> Work to complete
Please set down all the lines beneath this one exactly, without the pictures.

> Given data
- - - - - - -
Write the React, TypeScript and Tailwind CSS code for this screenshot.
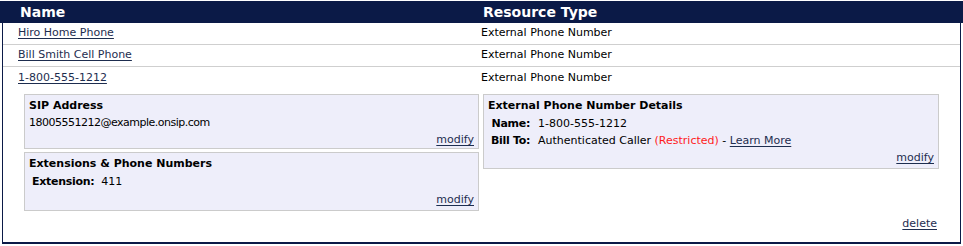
const FONT = { fontFamily: '"DejaVu Sans", Verdana, sans-serif' }

const rows = [
  { name: 'Hiro Home Phone', type: 'External Phone Number' },
  { name: 'Bill Smith Cell Phone', type: 'External Phone Number' },
]

function Link({ children }: { children: React.ReactNode }) {
  return <a href="#" className="text-[#1d2d4f] underline underline-offset-2">{children}</a>
}

function Panel({ title, children, className = '' }: { title: string; children: React.ReactNode; className?: string }) {
  return (
    <div className={`bg-[#eeeefa] border border-[#cbcbcb] px-[4px] pt-[2px] ${className}`}>
      <div className="font-bold leading-[17px]">{title}</div>
      {children}
    </div>
  )
}

export default function App() {
  return (
    <div className="w-[963px] h-[246px] bg-white pt-[1px] text-[11px] text-black" style={FONT}>
      {/* Header */}
      <div className="flex h-[22px] bg-[#0b1a47] text-white text-[14px] font-bold leading-[22px]">
        <div className="w-[479px] pl-[20px]">Name</div>
        <div className="pl-[4px]">Resource Type</div>
      </div>

      <div className="mx-[2px] border-x border-b-2 border-[#0b1a47]">
        {rows.map(r => (
          <div key={r.name} className="flex h-[22px] items-center border-b border-[#cfcfcf]">
            <div className="w-[476px] pl-[15px]"><Link>{r.name}</Link></div>
            <div className="pl-[2px]">{r.type}</div>
          </div>
        ))}

        {/* Expanded row */}
        <div className="flex h-[22px] items-center">
          <div className="w-[476px] pl-[15px]"><Link>1-800-555-1212</Link></div>
          <div className="pl-[2px]">External Phone Number</div>
        </div>

        <div className="pt-[5px] pl-[21px] flex gap-[4px]">
          <div className="w-[455px] flex flex-col">
            <Panel title="SIP Address">
              <div className="leading-[17px] tracking-[-0.5px]">18005551212@example.onsip.com</div>
              <div className="leading-[17px] text-right"><Link>modify</Link></div>
            </Panel>
            <Panel title="Extensions &amp; Phone Numbers" className="mt-[3px] pb-[2px]">
              <div className="flex leading-[19px] pl-[3px]">
                <span className="font-bold tracking-[-0.3px]">Extension:</span>
                <span className="pl-[7px]">411</span>
              </div>
              <div className="leading-[17px] text-right"><Link>modify</Link></div>
            </Panel>
          </div>

          <div className="w-[456px] self-start">
            <Panel title="External Phone Number Details" className="pb-[2px]">
              <div className="mt-[1px]">
                <div className="flex leading-[17px]">
                  <span className="w-[42px] text-right font-bold tracking-[-0.3px]">Name:</span>
                  <span className="pl-[8px]">1-800-555-1212</span>
                </div>
                <div className="flex leading-[17px]">
                  <span className="w-[42px] text-right font-bold tracking-[-0.3px] whitespace-nowrap">Bill To:</span>
                  <span className="pl-[8px]">
                    Authenticated Caller <span className="text-[#ff1a1a]">(Restricted)</span> - <Link>Learn More</Link>
                  </span>
                </div>
              </div>
              <div className="leading-[17px] text-right"><Link>modify</Link></div>
            </Panel>
          </div>
        </div>

        <div className="mt-[4px] pb-[10px] pr-[23px] leading-[17px] text-right">
          <Link>delete</Link>
        </div>
      </div>
    </div>
  )
}
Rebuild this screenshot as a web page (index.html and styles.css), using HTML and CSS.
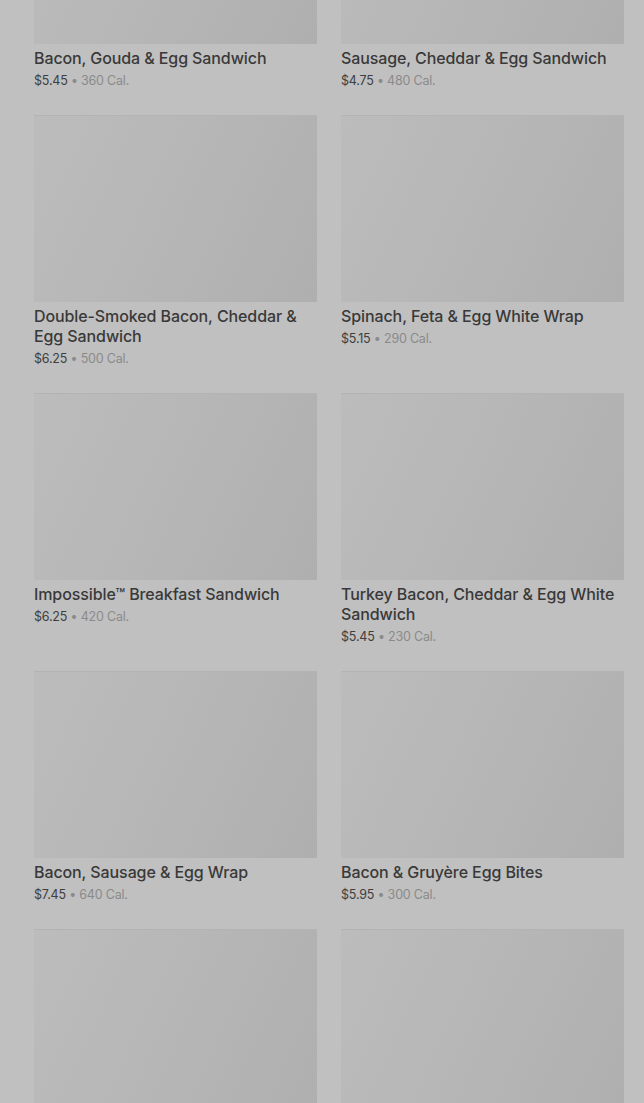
FILE: index.html
```html
<!DOCTYPE html>
<html lang="en">
<head>
  <meta charset="UTF-8">
  <meta name="viewport" content="width=device-width, initial-scale=1.0">
  <title>Hot Breakfast</title>
  <link rel="stylesheet" href="styles.css">
</head>
<body>
  <div class="menu-grid">
    <div class="menu-item">
      <div class="item-image"></div>
      <h3 class="item-name">Bacon, Gouda &amp; Egg Sandwich</h3>
      <p class="item-info">$5.45 <span class="item-cal">&bull; 360 Cal.</span></p>
    </div>
    <div class="menu-item">
      <div class="item-image"></div>
      <h3 class="item-name">Sausage, Cheddar &amp; Egg Sandwich</h3>
      <p class="item-info">$4.75 <span class="item-cal">&bull; 480 Cal.</span></p>
    </div>
    <div class="menu-item">
      <div class="item-image"></div>
      <h3 class="item-name">Double-Smoked Bacon, Cheddar &amp; Egg Sandwich</h3>
      <p class="item-info">$6.25 <span class="item-cal">&bull; 500 Cal.</span></p>
    </div>
    <div class="menu-item">
      <div class="item-image"></div>
      <h3 class="item-name">Spinach, Feta &amp; Egg White Wrap</h3>
      <p class="item-info">$5.15 <span class="item-cal">&bull; 290 Cal.</span></p>
    </div>
    <div class="menu-item">
      <div class="item-image"></div>
      <h3 class="item-name">Impossible&trade; Breakfast Sandwich</h3>
      <p class="item-info">$6.25 <span class="item-cal">&bull; 420 Cal.</span></p>
    </div>
    <div class="menu-item">
      <div class="item-image"></div>
      <h3 class="item-name">Turkey Bacon, Cheddar &amp; Egg White Sandwich</h3>
      <p class="item-info">$5.45 <span class="item-cal">&bull; 230 Cal.</span></p>
    </div>
    <div class="menu-item">
      <div class="item-image"></div>
      <h3 class="item-name">Bacon, Sausage &amp; Egg Wrap</h3>
      <p class="item-info">$7.45 <span class="item-cal">&bull; 640 Cal.</span></p>
    </div>
    <div class="menu-item">
      <div class="item-image"></div>
      <h3 class="item-name">Bacon &amp; Gruyère Egg Bites</h3>
      <p class="item-info">$5.95 <span class="item-cal">&bull; 300 Cal.</span></p>
    </div>
    <div class="menu-item">
      <div class="item-image"></div>
    </div>
    <div class="menu-item">
      <div class="item-image"></div>
    </div>
  </div>
</body>
</html>
```

FILE: styles.css
```css
body {
  background: #c0c0c0;
  font-family: Inter, "Noto Sans", Arial, sans-serif;
  margin: 0;
  padding: 0;
  overflow: hidden;
}

.menu-grid {
  display: grid;
  grid-template-columns: 283px 283px;
  column-gap: 24px;
  row-gap: 25px;
  margin-top: -143px;
  padding-left: 34px;
}

.menu-item {
  display: flex;
  flex-direction: column;
}

.item-image {
  height: 187px;
  background: linear-gradient(115deg, #bcbcbc 0%, #b6b6b6 50%, #afafaf 100%);
  border-top: 1px solid #b3b3b3;
  box-sizing: border-box;
}

.item-name {
  margin: 4px 0 0;
  font-size: 16px;
  line-height: 20px;
  font-weight: 500;
  color: #393939;
  letter-spacing: -0.1px;
}

.item-info {
  margin: 4px 0 0;
  font-size: 12.5px;
  line-height: 18px;
  color: #3e3e3e;
  letter-spacing: -0.2px;
}

.item-cal {
  color: #8a8a8a;
}
```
- - - - - - -
> Solution for this task
Write the React, TypeScript and Tailwind CSS code for this screenshot.
const FONT = { fontFamily: '"DejaVu Sans", Verdana, sans-serif' }

const rows = [
  { name: 'Hiro Home Phone', type: 'External Phone Number' },
  { name: 'Bill Smith Cell Phone', type: 'External Phone Number' },
]

function Link({ children }: { children: React.ReactNode }) {
  return <a href="#" className="text-[#1d2d4f] underline underline-offset-2">{children}</a>
}

function Panel({ title, children, className = '' }: { title: string; children: React.ReactNode; className?: string }) {
  return (
    <div className={`bg-[#eeeefa] border border-[#cbcbcb] px-[4px] pt-[2px] ${className}`}>
      <div className="font-bold leading-[17px]">{title}</div>
      {children}
    </div>
  )
}

export default function App() {
  return (
    <div className="w-[963px] h-[246px] bg-white pt-[1px] text-[11px] text-black" style={FONT}>
      {/* Header */}
      <div className="flex h-[22px] bg-[#0b1a47] text-white text-[14px] font-bold leading-[22px]">
        <div className="w-[479px] pl-[20px]">Name</div>
        <div className="pl-[4px]">Resource Type</div>
      </div>

      <div className="mx-[2px] border-x border-b-2 border-[#0b1a47]">
        {rows.map(r => (
          <div key={r.name} className="flex h-[22px] items-center border-b border-[#cfcfcf]">
            <div className="w-[476px] pl-[15px]"><Link>{r.name}</Link></div>
            <div className="pl-[2px]">{r.type}</div>
          </div>
        ))}

        {/* Expanded row */}
        <div className="flex h-[22px] items-center">
          <div className="w-[476px] pl-[15px]"><Link>1-800-555-1212</Link></div>
          <div className="pl-[2px]">External Phone Number</div>
        </div>

        <div className="pt-[5px] pl-[21px] flex gap-[4px]">
          <div className="w-[455px] flex flex-col">
            <Panel title="SIP Address">
              <div className="leading-[17px] tracking-[-0.5px]">18005551212@example.onsip.com</div>
              <div className="leading-[17px] text-right"><Link>modify</Link></div>
            </Panel>
            <Panel title="Extensions &amp; Phone Numbers" className="mt-[3px] pb-[2px]">
              <div className="flex leading-[19px] pl-[3px]">
                <span className="font-bold tracking-[-0.3px]">Extension:</span>
                <span className="pl-[7px]">411</span>
              </div>
              <div className="leading-[17px] text-right"><Link>modify</Link></div>
            </Panel>
          </div>

          <div className="w-[456px] self-start">
            <Panel title="External Phone Number Details" className="pb-[2px]">
              <div className="mt-[1px]">
                <div className="flex leading-[17px]">
                  <span className="w-[42px] text-right font-bold tracking-[-0.3px]">Name:</span>
                  <span className="pl-[8px]">1-800-555-1212</span>
                </div>
                <div className="flex leading-[17px]">
                  <span className="w-[42px] text-right font-bold tracking-[-0.3px] whitespace-nowrap">Bill To:</span>
                  <span className="pl-[8px]">
                    Authenticated Caller <span className="text-[#ff1a1a]">(Restricted)</span> - <Link>Learn More</Link>
                  </span>
                </div>
              </div>
              <div className="leading-[17px] text-right"><Link>modify</Link></div>
            </Panel>
          </div>
        </div>

        <div className="mt-[4px] pb-[10px] pr-[23px] leading-[17px] text-right">
          <Link>delete</Link>
        </div>
      </div>
    </div>
  )
}
Rebuild this screenshot as a web page (index.html and styles.css), using HTML and CSS.
FILE: index.html
```html
<!DOCTYPE html>
<html lang="en">
<head>
  <meta charset="UTF-8">
  <meta name="viewport" content="width=device-width, initial-scale=1.0">
  <title>Hot Breakfast</title>
  <link rel="stylesheet" href="styles.css">
</head>
<body>
  <div class="menu-grid">
    <div class="menu-item">
      <div class="item-image"></div>
      <h3 class="item-name">Bacon, Gouda &amp; Egg Sandwich</h3>
      <p class="item-info">$5.45 <span class="item-cal">&bull; 360 Cal.</span></p>
    </div>
    <div class="menu-item">
      <div class="item-image"></div>
      <h3 class="item-name">Sausage, Cheddar &amp; Egg Sandwich</h3>
      <p class="item-info">$4.75 <span class="item-cal">&bull; 480 Cal.</span></p>
    </div>
    <div class="menu-item">
      <div class="item-image"></div>
      <h3 class="item-name">Double-Smoked Bacon, Cheddar &amp; Egg Sandwich</h3>
      <p class="item-info">$6.25 <span class="item-cal">&bull; 500 Cal.</span></p>
    </div>
    <div class="menu-item">
      <div class="item-image"></div>
      <h3 class="item-name">Spinach, Feta &amp; Egg White Wrap</h3>
      <p class="item-info">$5.15 <span class="item-cal">&bull; 290 Cal.</span></p>
    </div>
    <div class="menu-item">
      <div class="item-image"></div>
      <h3 class="item-name">Impossible&trade; Breakfast Sandwich</h3>
      <p class="item-info">$6.25 <span class="item-cal">&bull; 420 Cal.</span></p>
    </div>
    <div class="menu-item">
      <div class="item-image"></div>
      <h3 class="item-name">Turkey Bacon, Cheddar &amp; Egg White Sandwich</h3>
      <p class="item-info">$5.45 <span class="item-cal">&bull; 230 Cal.</span></p>
    </div>
    <div class="menu-item">
      <div class="item-image"></div>
      <h3 class="item-name">Bacon, Sausage &amp; Egg Wrap</h3>
      <p class="item-info">$7.45 <span class="item-cal">&bull; 640 Cal.</span></p>
    </div>
    <div class="menu-item">
      <div class="item-image"></div>
      <h3 class="item-name">Bacon &amp; Gruyère Egg Bites</h3>
      <p class="item-info">$5.95 <span class="item-cal">&bull; 300 Cal.</span></p>
    </div>
    <div class="menu-item">
      <div class="item-image"></div>
    </div>
    <div class="menu-item">
      <div class="item-image"></div>
    </div>
  </div>
</body>
</html>
```

FILE: styles.css
```css
body {
  background: #c0c0c0;
  font-family: Inter, "Noto Sans", Arial, sans-serif;
  margin: 0;
  padding: 0;
  overflow: hidden;
}

.menu-grid {
  display: grid;
  grid-template-columns: 283px 283px;
  column-gap: 24px;
  row-gap: 25px;
  margin-top: -143px;
  padding-left: 34px;
}

.menu-item {
  display: flex;
  flex-direction: column;
}

.item-image {
  height: 187px;
  background: linear-gradient(115deg, #bcbcbc 0%, #b6b6b6 50%, #afafaf 100%);
  border-top: 1px solid #b3b3b3;
  box-sizing: border-box;
}

.item-name {
  margin: 4px 0 0;
  font-size: 16px;
  line-height: 20px;
  font-weight: 500;
  color: #393939;
  letter-spacing: -0.1px;
}

.item-info {
  margin: 4px 0 0;
  font-size: 12.5px;
  line-height: 18px;
  color: #3e3e3e;
  letter-spacing: -0.2px;
}

.item-cal {
  color: #8a8a8a;
}
```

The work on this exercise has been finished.